Queries attributes of the link between two devices.

See cuDeviceGetP2PAttribute

parameters

(parameters parameter & parameters)

Creates an array of Pointers to CUDA params. params can be any object on device (CULinearMemory for example), or host (arrays, numbers) that makes sense as a kernel parameter per CUDA specification. Use the result as an parameterument in launch!.

pop-context!

(pop-context!)

Pops the current CUDA context ctx from the current CPU thread.

See cuCtxPopCurrent

program

(program name source-code headers)(program source-code headers)(program source-code)

Creates a CUDA program with an optional name from the source-code, and an optional hash map of headers (as strings) and their names.

program-log

(program-log prog)

Returns the log string generated by the previous compilation of prog.

ptx

(ptx prog)

Returns the PTX generated by the previous compilation of prog.

push-context!

(push-context! ctx)

Pushes a context ctx on the current CPU thread.

See cuCtxPushCurrent

ready?

(ready? obj)

Determines status (ready or not) of a compute stream or event obj.

See cuStreamQuery, and cuEventQuery

record!

(record! stream event)(record! event)

Records an event ev on optional stream.

See cuEventRecord

set-parameter!

(set-parameter! arr i parameter)

Sets the ith parameter in a parameter array arr

set-parameters!

(set-parameters! arr i parameter & parameters)

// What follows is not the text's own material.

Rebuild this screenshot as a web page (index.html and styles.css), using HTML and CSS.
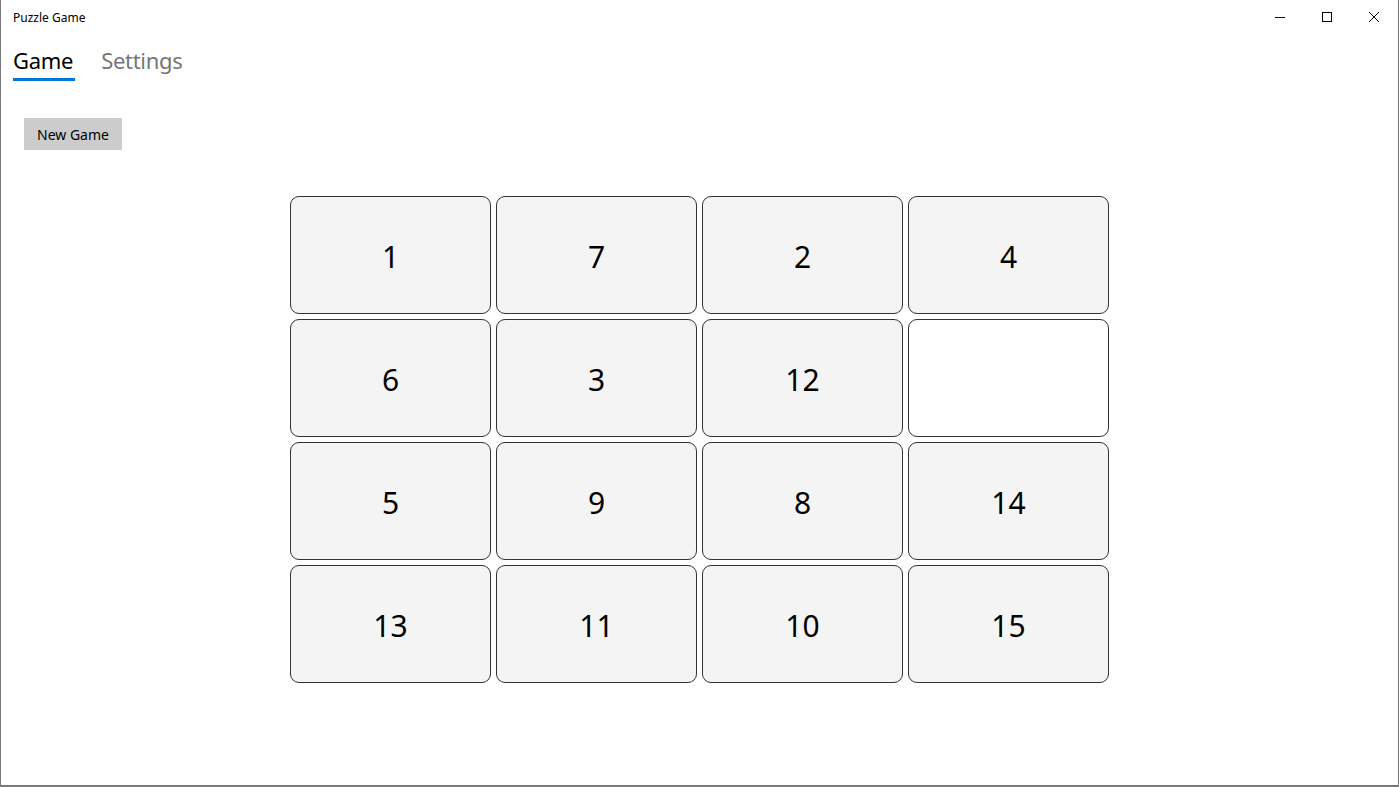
FILE: index.html
```html
<!DOCTYPE html>
<html lang="en">
<head>
    <meta charset="UTF-8">
    <meta name="viewport" content="width=device-width, initial-scale=1.0">
    <title>Puzzle Game</title>
    <link rel="stylesheet" href="styles.css">
</head>
<body>
    <div class="window">
        <!-- Title bar -->
        <div class="titlebar">
            <span class="title">Puzzle Game</span>
            <div class="controls">
                <span class="ctrl">
                    <svg width="10" height="10" viewBox="0 0 10 10"><path d="M0 5.5h10" stroke="#000" stroke-width="1"/></svg>
                </span>
                <span class="ctrl">
                    <svg width="10" height="10" viewBox="0 0 10 10"><rect x="0.5" y="0.5" width="9" height="9" fill="none" stroke="#000" stroke-width="1"/></svg>
                </span>
                <span class="ctrl">
                    <svg width="10" height="10" viewBox="0 0 10 10"><path d="M0 0L10 10M10 0L0 10" stroke="#000" stroke-width="1"/></svg>
                </span>
            </div>
        </div>

        <!-- Tabs -->
        <div class="tabs">
            <a href="#" class="tab active">Game</a>
            <a href="#" class="tab">Settings</a>
        </div>

        <div class="toolbar">
            <button class="new-game">New Game</button>
        </div>

        <!-- Board -->
        <div class="board" id="board"></div>
    </div>

    <script>
        const tiles = [1, 7, 2, 4, 6, 3, 12, 0, 5, 9, 8, 14, 13, 11, 10, 15];
        const board = document.getElementById("board");

        tiles.forEach(function(n) {
            const tile = document.createElement("div");
            tile.className = n ? "tile" : "tile empty";
            tile.textContent = n ? n : "";
            board.appendChild(tile);
        });
    </script>
</body>
</html>
```

FILE: styles.css
```css
body {
    margin: 0;
    padding: 0;
    font-family: "Noto Sans", "Open Sans", sans-serif;
    background-color: #fff;
}

.window {
    height: 787px;
    box-sizing: border-box;
    border: 1px solid #7a7a7a;
    border-top: none;
    border-bottom-width: 2px;
    overflow: hidden;
}

/* Title bar */
.titlebar {
    height: 34px;
    display: flex;
    align-items: center;
    justify-content: space-between;
}

.title {
    font-size: 12px;
    color: #000;
    padding-left: 12px;
}

.controls {
    display: flex;
    height: 100%;
    margin-right: 1px;
}

.ctrl {
    width: 47px;
    display: flex;
    align-items: center;
    justify-content: center;
}

/* Tabs */
.tabs {
    display: flex;
    gap: 26px;
    padding-left: 12px;
    margin-top: 10px;
}

.tab {
    font-size: 22px;
    letter-spacing: -0.3px;
    line-height: 32px;
    color: #767676;
    text-decoration: none;
    padding-bottom: 2px;
    border-bottom: 3px solid transparent;
}

.tab.active {
    color: #000;
    padding-right: 2px;
    border-bottom-color: #0078d7;
}

/* Toolbar */
.toolbar {
    padding: 37px 0 0 23px;
}

.new-game {
    font-family: inherit;
    font-size: 14px;
    height: 32px;
    padding: 0 13px;
    background-color: #cccccc;
    border: none;
    color: #000;
    cursor: pointer;
}

/* Board */
.board {
    display: grid;
    grid-template-columns: repeat(4, 201px);
    grid-auto-rows: 118px;
    gap: 5px;
    justify-content: center;
    margin-top: 46px;
}

.tile {
    box-sizing: border-box;
    border: 1.5px solid #333;
    border-radius: 9px;
    background-color: #f4f4f4;
    display: flex;
    align-items: center;
    justify-content: center;
    font-size: 30px;
    color: #000;
    padding-top: 2px;
}

.tile.empty {
    background-color: #fff;
}
```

Sets the ith parameter in a parameter array arr and the rest of parameters in places after i.

stream

(stream)(stream flag)(stream priority flag)

Create a stream using an optional integer priority and a keyword flag.

Valid flags are :default and :non-blocking.

See cuStreamCreate

synchronize!

(synchronize!)(synchronize! hstream)

Block for the current context’s or stream’s tasks to complete.

wait-event!

(wait-event! hstream ev)

Makes a compute stream hstream wait on an event ev.

See cuStreamWaitEvent

with-context

macro

(with-context ctx & body)

Pushes the context ctx to the top of the context stack, evaluates the body, and pops the context from the stack. Releases the context.

with-default

macro

(with-default & body)

Initializes CUDA, creates the default context and executes the body in it.